Query for the panel:

backup_last_success_age_seconds

Use the Stat visualisation with thresholds:

  • Green: 0 to 90000 (25 hours)

  • Amber: 90000 to 172800 (48 hours)

  • Red: 172800 and above

Adora Belle reviews this panel on Monday mornings alongside the rest of the infrastructure status. Cheery reviews it daily.

Log rotation for backup logs

Backup logs accumulate on each server. Configure logrotate at /etc/logrotate.d/restic-backup:

/var/log/restic-backup.log {
    daily
    rotate 30
    compress
    missingok
    notifempty
    create 0640 root root
}

Thirty days of compressed backup logs are sufficient for debugging purposes. Failures are also recorded in the Vault KV status, which is more durable.

Alerting on restore test failures

Restore tests are run quarterly by Cheery (see the restore procedures and testing protocols runbooks). The test result is recorded in Vault:

vault kv put kv/golemtrust/backup-status/restore-test \
  last_test="$(date -Iseconds)" \
  result="passed" \
  host_tested="db.golemtrust.am" \
  time_to_restore_minutes="47" \
  notes="Merchants Guild database restored successfully to staging"

Add a Prometheus metric for the restore test age.
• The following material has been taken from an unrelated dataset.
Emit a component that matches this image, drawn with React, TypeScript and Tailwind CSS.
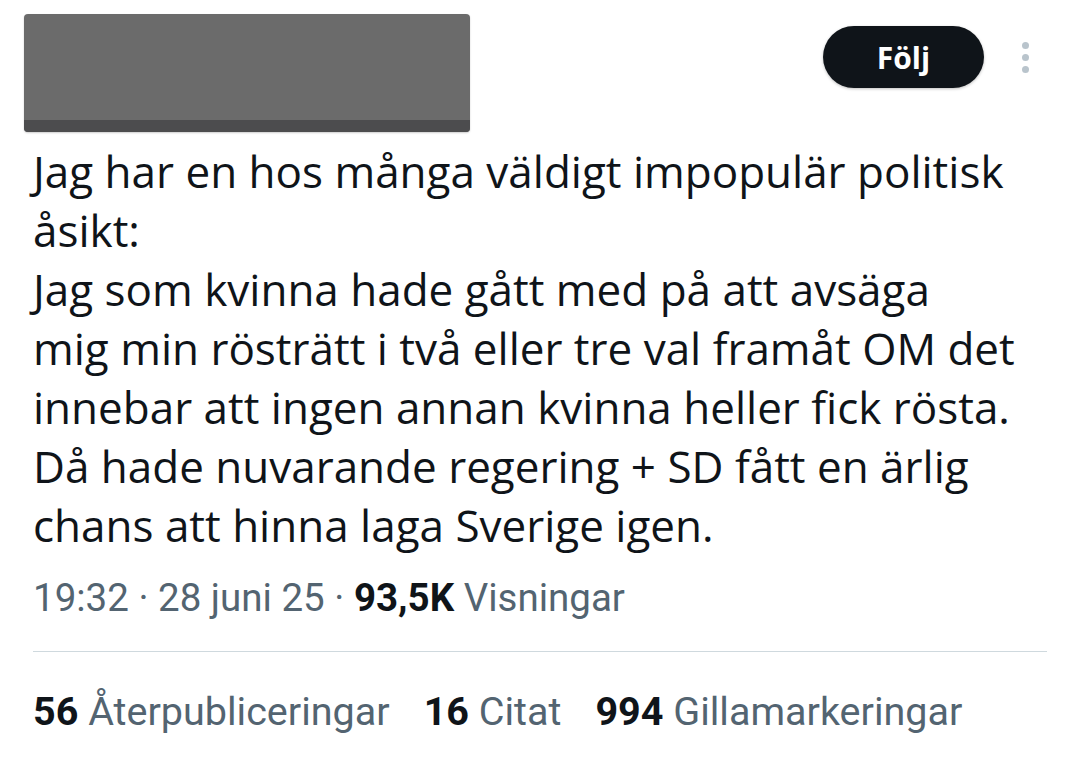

Add to /opt/backup/backup-metrics.sh:

RESTORE_TEST=$(vault kv get -field=last_test kv/golemtrust/backup-status/restore-test 2>/dev/null || echo "1970-01-01T00:00:00+00:00")
RESTORE_TEST_TS=$(date -d "$RESTORE_TEST" +%s 2>/dev/null || echo "0")
RESTORE_AGE=$((TIMESTAMP - RESTORE_TEST_TS))
echo "backup_restore_test_age_seconds ${RESTORE_AGE}"

Add a Prometheus alert rule:

- alert: RestoreTestOverdue
  expr: backup_restore_test_age_seconds > 7776000
  for: 0m
  labels:
    severity: warning
  annotations:
    summary: "Quarterly restore test is overdue"
    description: >
      The last restore test was {{ $value | humanizeDuration }} ago.
      Restore tests should be conducted quarterly. Cheery Littlebottom manages this.

7,776,000 seconds is 90 days. The alert fires when the most recent restore test is more than 90 days old.